The union argues that Giant and Safeway have a marketplace advantage over stores such as Wal-Mart because of the quality customer service its workers provide.

"If Safeway thinks it can compete against Wal-Mart by chasing them to the bottom, they will never win," said Denier, the union spokesman.

California strike

In Southern California in October, about 70,000 members of the United Food and Commercial Workers went on strike for five months at more than 850 stores owned by Safeway, Albertsons Inc. and Kroger Co., owner of Ralphs. By the time the strike ended weeks ago, the businesses had lost an estimated $2.5 billion in revenue and workers had forfeited five months of wages.

Neither side wants a repeat of that in the Baltimore-Washington area. Given the sums lost, neither side came out a winner in California, analysts said. The terms of that settlement, however, could set the standard for what employers here and elsewhere expect to gain and how much supermarket workers are willing to give up.

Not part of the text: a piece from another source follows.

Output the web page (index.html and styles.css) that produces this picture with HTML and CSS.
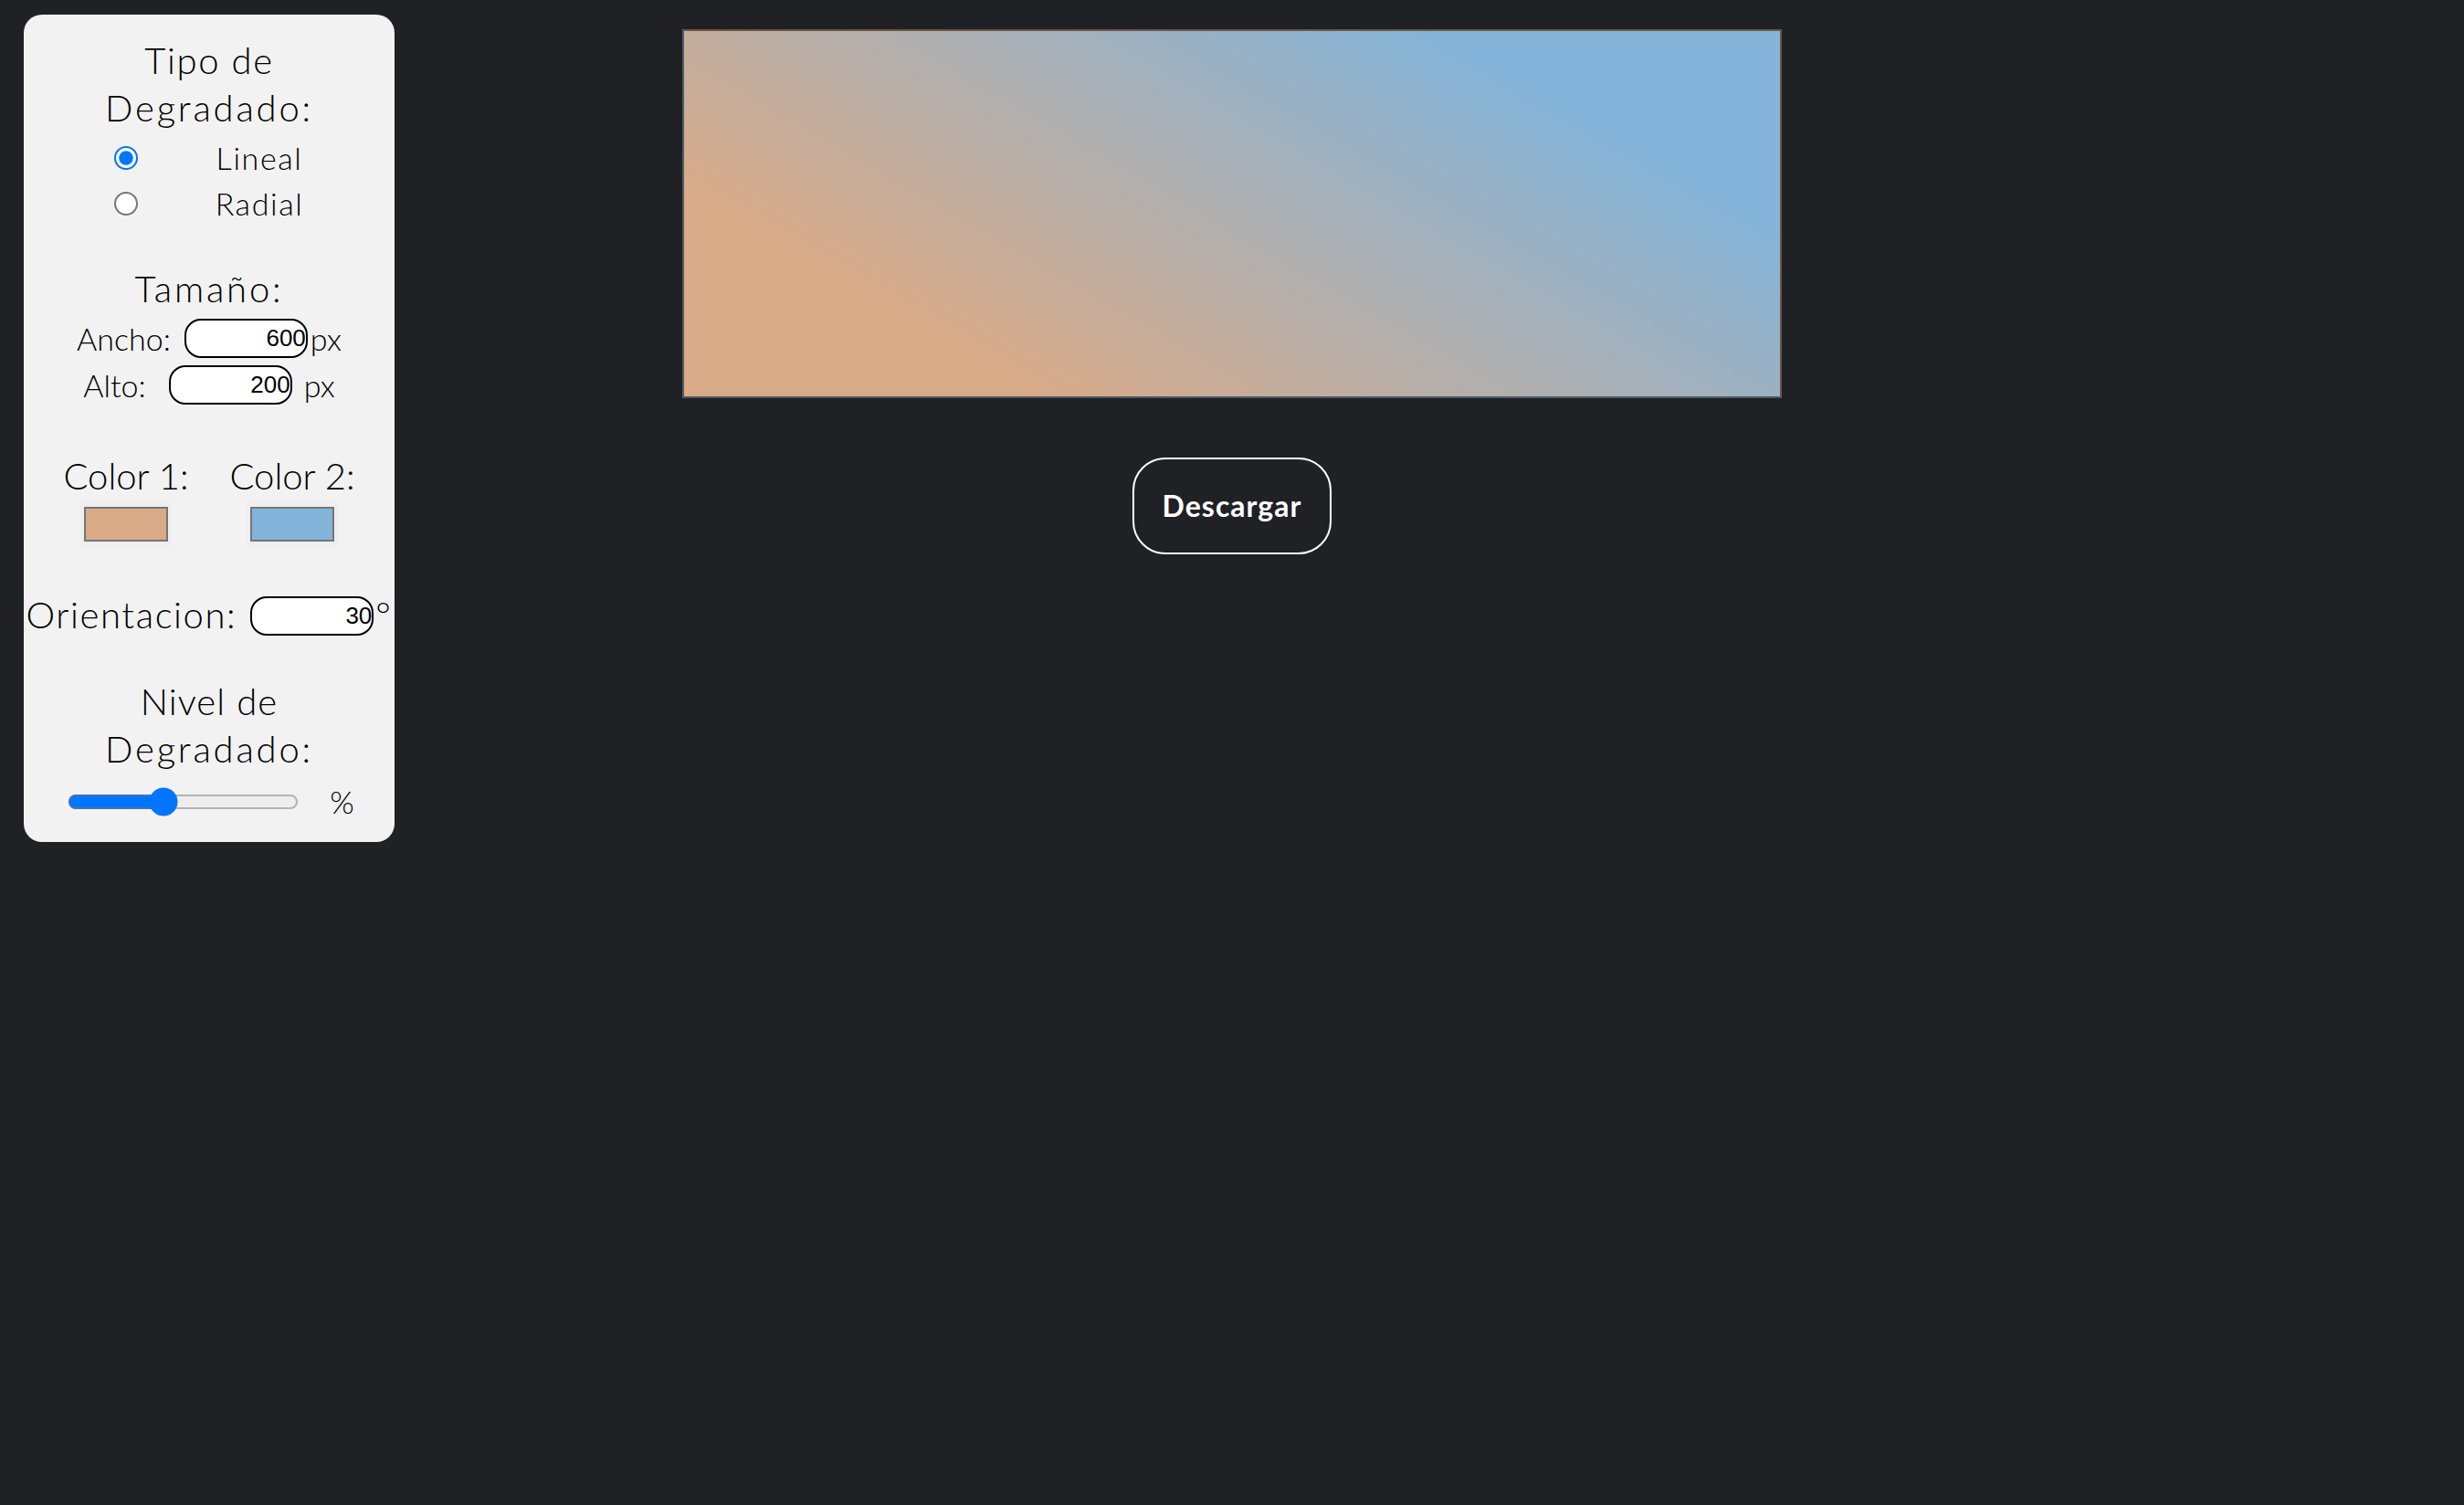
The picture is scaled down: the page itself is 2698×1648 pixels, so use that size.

"It may well be that the battle was fought out in Southern California and that a pattern was set that will enable the parties in other places to settle," Clark said.

The California grocers didn't get near the relief they sought in terms of wage and benefit concessions to better compete with Wal-Mart, analysts said.

The union, which resisted cuts in health care for many of its members, agreed to a structure in which new workers would get fewer benefits than existing employees. Unions typically dislike such "two-tier" arrangements because they create two classes, with new employees receiving fewer benefits and lower pay than existing workers who do the same job, Clark said.

"They took such big hits in that strike," Clark said, referring to the supermarkets and the union. "It's kind of like two boxers who have gone 15 rounds. They're just exhausted in a sense, and I don't know if either of them can afford to take another punch."

Landover-based Giant Food is a unit of Royal Ahold NV, the Dutch supermarket conglomerate that has been struggling after an accounting scandal at its Columbia-based food distribution subsidiary US Foodservice Inc. Ahold may not be able to weather a lengthy labor battle, said Wolf, the retail analyst.

Ready 'to stand up'

Area Teamsters, the union that represents truck drivers who deliver food and other items to Giant and Safeway, have said they would honor a strike by not crossing the picket line for deliveries. The supermarkets say they will be able to operate and keep their shelves stocked in any event.

Mike Nelson, 39, has worked at Safeway since high school. He has tried his hand in nearly every department at 10 stores - a career that's enabled him to buy a nice home and support his wife and three children.

But lately his days have been filled with "a lot of tension," he said. Nelson, who works at the Safeway on North Charles Street in Baltimore, says his coworkers are upset about the negotiations and are willing to fight for their benefits.

"They're willing to stand up for what they believe in," he said. "They're willing to go on strike."